### Data for the task:
+--
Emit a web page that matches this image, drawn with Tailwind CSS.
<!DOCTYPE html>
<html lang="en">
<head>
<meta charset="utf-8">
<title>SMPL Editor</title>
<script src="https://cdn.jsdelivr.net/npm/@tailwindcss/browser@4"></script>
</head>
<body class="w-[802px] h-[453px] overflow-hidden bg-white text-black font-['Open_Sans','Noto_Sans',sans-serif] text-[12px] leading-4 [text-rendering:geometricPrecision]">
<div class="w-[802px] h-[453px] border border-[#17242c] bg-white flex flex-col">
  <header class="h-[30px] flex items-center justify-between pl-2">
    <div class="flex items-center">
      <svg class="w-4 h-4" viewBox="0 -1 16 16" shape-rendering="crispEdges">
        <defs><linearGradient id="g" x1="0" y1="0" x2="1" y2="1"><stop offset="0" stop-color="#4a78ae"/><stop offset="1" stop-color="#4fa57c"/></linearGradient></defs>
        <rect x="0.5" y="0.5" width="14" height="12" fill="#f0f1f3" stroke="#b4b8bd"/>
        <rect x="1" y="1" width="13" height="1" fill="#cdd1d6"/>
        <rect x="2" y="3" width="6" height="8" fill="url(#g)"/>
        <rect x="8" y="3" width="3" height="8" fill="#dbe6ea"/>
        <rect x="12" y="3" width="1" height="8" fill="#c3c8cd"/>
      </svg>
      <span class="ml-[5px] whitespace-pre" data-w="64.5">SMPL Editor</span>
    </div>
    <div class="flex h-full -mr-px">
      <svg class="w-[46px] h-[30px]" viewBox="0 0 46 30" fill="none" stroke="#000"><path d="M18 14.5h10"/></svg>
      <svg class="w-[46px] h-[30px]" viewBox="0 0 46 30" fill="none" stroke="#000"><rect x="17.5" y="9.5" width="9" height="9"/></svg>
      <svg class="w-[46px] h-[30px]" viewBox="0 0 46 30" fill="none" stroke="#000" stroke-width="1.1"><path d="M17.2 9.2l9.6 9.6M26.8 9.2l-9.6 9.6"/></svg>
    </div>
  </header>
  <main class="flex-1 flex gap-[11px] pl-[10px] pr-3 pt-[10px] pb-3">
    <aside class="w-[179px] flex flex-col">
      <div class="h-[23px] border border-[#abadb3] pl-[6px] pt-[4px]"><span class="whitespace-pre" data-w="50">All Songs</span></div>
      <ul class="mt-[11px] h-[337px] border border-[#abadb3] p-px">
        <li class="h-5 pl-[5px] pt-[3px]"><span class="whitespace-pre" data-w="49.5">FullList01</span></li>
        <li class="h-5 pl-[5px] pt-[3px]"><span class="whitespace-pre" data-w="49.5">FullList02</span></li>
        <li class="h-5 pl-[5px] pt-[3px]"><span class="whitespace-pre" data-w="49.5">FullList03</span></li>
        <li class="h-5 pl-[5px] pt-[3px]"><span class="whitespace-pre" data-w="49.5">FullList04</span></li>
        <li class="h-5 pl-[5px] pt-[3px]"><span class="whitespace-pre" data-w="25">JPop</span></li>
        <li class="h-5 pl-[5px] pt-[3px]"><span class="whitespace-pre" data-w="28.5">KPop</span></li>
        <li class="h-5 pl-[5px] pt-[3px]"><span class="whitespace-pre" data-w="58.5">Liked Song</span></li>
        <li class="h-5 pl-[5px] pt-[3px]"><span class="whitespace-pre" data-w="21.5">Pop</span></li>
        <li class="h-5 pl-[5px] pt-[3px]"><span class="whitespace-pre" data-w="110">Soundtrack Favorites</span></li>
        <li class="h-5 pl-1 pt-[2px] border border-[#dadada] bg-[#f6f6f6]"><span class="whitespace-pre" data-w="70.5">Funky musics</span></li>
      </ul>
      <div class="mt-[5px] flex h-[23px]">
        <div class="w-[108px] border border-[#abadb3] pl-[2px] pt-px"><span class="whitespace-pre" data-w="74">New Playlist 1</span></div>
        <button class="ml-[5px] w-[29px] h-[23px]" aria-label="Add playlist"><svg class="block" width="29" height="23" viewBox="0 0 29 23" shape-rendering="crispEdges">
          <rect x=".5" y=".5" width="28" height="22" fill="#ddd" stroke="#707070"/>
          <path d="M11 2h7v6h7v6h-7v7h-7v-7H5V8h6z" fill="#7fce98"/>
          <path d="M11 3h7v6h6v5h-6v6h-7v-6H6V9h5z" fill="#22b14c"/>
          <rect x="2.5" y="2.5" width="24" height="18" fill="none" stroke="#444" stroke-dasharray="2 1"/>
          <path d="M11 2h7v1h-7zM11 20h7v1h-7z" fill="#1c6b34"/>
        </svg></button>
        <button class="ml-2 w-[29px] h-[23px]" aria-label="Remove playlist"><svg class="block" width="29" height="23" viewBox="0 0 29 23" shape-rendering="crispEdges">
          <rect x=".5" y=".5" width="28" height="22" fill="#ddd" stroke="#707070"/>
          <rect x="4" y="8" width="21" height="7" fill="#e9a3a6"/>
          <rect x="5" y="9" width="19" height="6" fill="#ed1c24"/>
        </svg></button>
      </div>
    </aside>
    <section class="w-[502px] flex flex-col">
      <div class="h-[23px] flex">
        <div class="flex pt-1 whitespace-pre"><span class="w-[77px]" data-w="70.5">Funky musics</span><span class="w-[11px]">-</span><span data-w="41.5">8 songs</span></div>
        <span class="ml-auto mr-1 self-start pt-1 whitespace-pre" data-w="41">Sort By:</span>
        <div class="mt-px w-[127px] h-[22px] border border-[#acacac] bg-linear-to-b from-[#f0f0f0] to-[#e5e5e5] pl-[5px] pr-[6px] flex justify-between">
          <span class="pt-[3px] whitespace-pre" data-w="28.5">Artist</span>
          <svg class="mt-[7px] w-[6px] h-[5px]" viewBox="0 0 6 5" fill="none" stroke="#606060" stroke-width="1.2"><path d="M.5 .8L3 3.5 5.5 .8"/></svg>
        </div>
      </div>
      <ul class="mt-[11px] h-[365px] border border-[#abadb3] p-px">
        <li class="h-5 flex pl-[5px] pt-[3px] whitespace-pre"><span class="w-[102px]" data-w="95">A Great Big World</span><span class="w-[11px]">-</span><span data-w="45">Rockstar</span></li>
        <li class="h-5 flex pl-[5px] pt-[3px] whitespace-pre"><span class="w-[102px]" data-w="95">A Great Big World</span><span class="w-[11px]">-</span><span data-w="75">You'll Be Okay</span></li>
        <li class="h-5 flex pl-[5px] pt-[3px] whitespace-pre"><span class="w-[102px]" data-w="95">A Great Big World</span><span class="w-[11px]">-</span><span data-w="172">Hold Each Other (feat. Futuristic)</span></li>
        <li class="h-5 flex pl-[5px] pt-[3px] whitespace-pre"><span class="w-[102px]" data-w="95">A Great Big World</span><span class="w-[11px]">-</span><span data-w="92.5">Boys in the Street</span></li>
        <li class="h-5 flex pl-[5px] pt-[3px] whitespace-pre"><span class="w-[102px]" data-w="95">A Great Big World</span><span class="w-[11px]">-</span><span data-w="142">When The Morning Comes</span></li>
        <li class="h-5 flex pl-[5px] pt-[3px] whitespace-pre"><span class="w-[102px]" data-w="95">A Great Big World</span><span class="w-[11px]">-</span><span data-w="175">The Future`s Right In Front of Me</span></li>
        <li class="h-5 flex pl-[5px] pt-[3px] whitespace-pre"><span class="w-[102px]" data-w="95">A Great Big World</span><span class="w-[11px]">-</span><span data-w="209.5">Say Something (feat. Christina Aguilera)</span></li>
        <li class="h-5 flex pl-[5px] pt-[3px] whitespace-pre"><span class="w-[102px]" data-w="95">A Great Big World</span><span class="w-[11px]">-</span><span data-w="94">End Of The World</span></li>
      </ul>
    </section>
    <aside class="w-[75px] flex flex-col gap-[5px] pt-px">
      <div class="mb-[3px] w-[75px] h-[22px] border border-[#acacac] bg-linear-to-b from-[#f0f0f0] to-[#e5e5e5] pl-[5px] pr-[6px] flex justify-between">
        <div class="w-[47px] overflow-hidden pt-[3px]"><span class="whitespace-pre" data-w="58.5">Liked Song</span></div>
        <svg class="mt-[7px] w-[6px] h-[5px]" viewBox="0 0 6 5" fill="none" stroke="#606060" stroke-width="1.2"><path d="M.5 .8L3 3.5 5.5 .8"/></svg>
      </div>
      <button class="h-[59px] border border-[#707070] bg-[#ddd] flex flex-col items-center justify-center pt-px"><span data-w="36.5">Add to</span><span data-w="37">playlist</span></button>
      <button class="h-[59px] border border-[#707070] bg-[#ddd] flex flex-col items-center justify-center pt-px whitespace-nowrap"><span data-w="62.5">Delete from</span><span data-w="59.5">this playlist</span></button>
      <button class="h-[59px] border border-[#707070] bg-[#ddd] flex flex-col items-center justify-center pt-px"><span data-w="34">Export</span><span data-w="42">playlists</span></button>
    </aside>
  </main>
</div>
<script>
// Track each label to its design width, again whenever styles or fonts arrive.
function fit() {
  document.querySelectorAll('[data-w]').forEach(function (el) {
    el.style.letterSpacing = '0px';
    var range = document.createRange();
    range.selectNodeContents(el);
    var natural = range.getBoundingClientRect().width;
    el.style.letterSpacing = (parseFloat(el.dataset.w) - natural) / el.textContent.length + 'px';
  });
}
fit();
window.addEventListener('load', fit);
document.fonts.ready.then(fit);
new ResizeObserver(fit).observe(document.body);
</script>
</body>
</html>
+--
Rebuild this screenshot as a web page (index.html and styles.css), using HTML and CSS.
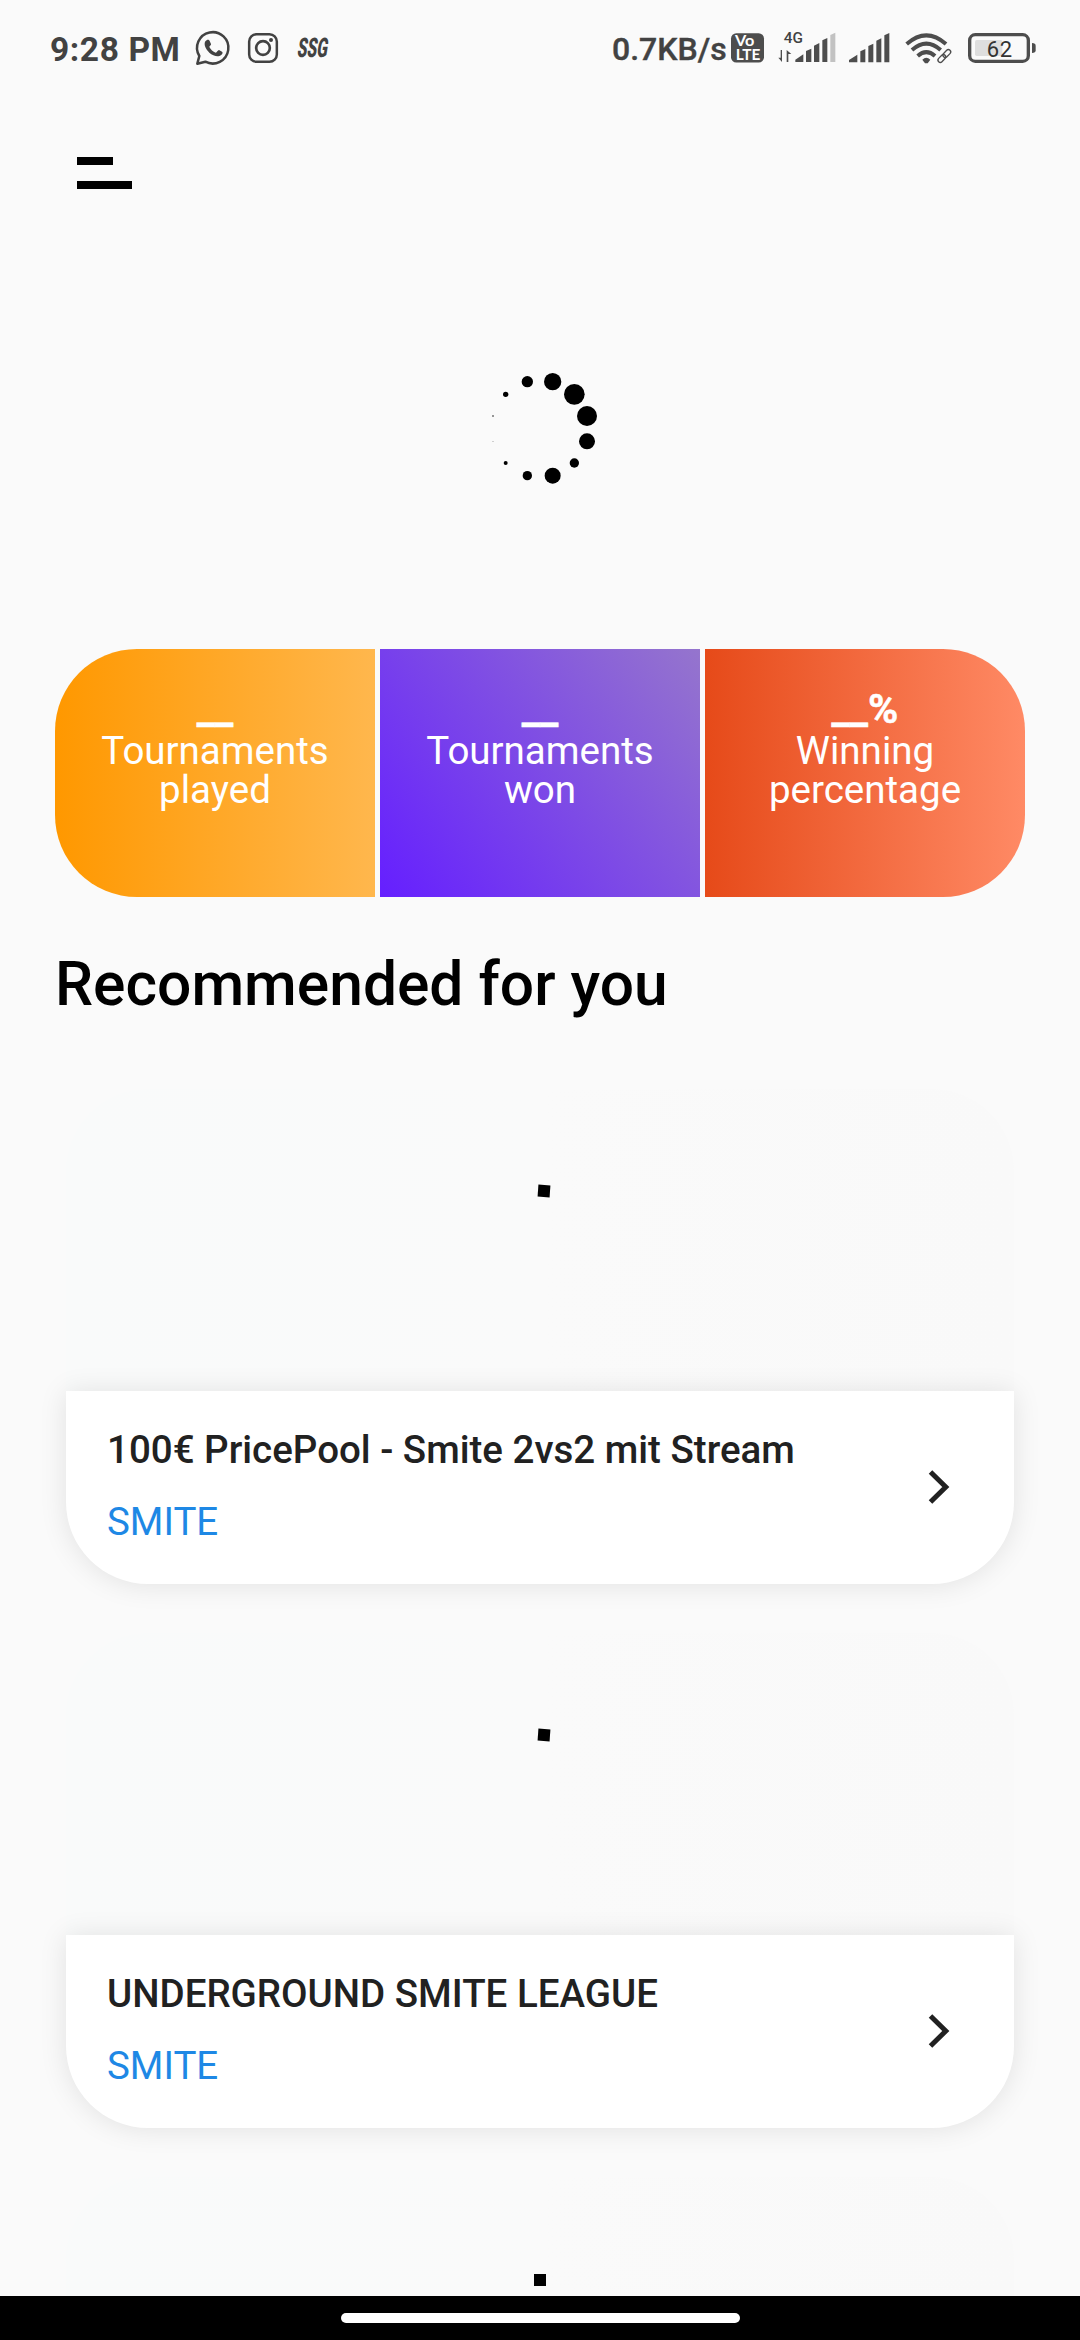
+--
### Problem:
Gather up the lines containing the word "this" from these records and copy them.

### Finished exercise:
Emit a web page that matches this image, drawn with Tailwind CSS.
      <button class="h-[59px] border border-[#707070] bg-[#ddd] flex flex-col items-center justify-center pt-px whitespace-nowrap"><span data-w="62.5">Delete from</span><span data-w="59.5">this playlist</span></button>
Rebuild this screenshot as a web page (index.html and styles.css), using HTML and CSS.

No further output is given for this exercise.